Spinning reels also do well when targeting panfish, so it truly is the most versatile option for ice fishing reels.
2. In-line Reels
In-line reels are meant for panfish. They have a similar style and feel to a fly reel. These are a free-spool type of reel, so you don’t have to deal with as much slack or line memory.
Your bait will fall directly into the water without any of those line twists. Panfish won’t be as skeptical of your bait as they might be with a spinning jig off of a spinning reel.
In-line reels are not suitable to use if you want to land some large pike or walleye.
Do check out my recommendations for the best ice fishing reels to buy one!
When purchasing a reel for “hard water” or ice fishing, it’s important to consider a few of the following.

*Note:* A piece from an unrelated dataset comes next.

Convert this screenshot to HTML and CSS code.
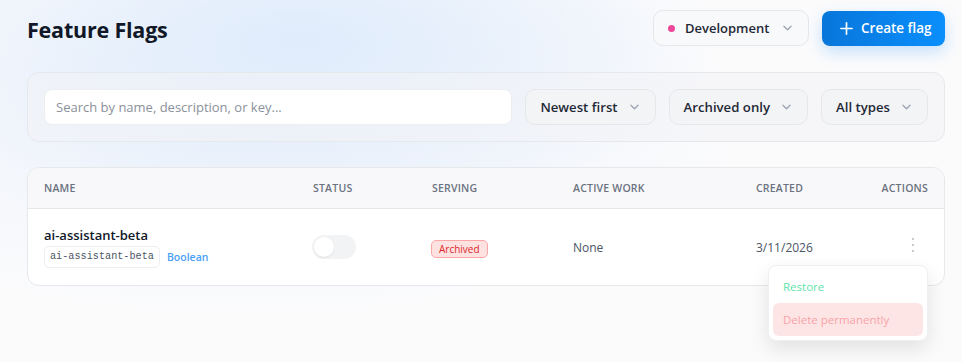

If you prefer jigging, select a reel that has good gear ratios for jigging or includes free spool buttons for dropping your jig.
A versatile drag is important for anglers who may fish for a variety of species.

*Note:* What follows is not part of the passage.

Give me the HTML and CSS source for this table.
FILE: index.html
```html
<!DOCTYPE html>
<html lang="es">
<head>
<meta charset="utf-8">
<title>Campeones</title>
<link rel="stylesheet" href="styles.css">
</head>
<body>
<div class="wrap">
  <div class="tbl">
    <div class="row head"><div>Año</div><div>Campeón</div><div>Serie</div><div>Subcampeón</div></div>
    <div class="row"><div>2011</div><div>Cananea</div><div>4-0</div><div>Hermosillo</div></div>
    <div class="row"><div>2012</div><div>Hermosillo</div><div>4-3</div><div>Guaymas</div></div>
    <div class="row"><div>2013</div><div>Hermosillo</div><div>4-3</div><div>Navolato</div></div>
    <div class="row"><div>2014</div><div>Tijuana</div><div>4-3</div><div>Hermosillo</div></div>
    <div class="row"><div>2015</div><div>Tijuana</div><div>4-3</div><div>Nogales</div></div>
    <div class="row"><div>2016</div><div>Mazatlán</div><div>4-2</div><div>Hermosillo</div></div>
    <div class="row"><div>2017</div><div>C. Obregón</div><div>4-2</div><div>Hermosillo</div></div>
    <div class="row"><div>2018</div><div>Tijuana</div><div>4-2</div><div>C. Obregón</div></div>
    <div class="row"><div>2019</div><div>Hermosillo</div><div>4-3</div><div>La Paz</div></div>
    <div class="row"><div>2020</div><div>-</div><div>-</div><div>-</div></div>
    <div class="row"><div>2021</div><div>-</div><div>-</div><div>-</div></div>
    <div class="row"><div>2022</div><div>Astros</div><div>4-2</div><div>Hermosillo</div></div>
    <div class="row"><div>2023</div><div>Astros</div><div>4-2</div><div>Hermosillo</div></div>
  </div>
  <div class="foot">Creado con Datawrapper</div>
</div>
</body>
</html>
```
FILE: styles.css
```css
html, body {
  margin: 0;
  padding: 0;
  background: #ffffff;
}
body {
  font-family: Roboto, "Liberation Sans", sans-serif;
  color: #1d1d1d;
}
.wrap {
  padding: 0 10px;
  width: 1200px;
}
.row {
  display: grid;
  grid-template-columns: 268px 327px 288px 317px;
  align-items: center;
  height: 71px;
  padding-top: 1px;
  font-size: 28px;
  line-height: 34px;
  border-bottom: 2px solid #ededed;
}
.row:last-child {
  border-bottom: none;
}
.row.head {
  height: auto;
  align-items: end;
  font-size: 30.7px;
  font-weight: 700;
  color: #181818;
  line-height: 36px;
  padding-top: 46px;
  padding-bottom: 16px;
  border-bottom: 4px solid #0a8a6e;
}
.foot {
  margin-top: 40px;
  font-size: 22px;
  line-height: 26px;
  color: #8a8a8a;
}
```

Not only will you be around water in the conventional sense, but your reel will also be exposed to snow, ice, and other inclement weather that will degrade the reel’s integrity.
Invest in a quality reel that can handle the elements, and you won’t regret it.
Find a reel that works with the pound test you plan to use in the water. Take the time and research your model to find what type of line and pound test works best with each reel.
The deciding factor is always budget. However, many reels come with bells and whistles you won’t need for everyday ice fishing. Find the model that works best for you and your wallet without the extra features.
Ice fishing without a reel can be fun and extra challenging. Hand-lining, cane poles, and spearfishing have their place in the ice fishing world.
It can be rewarding and quite fun to attempt to master these methods. Ice fishing reels allow you to properly present your baits and retrieve the fish in a safe and timely manner.
However, the advancements in ice fishing technologies are too hard to ignore. Do yourself a favor and purchase an ice fishing reel that fits your setup. The payoff will be well worth it.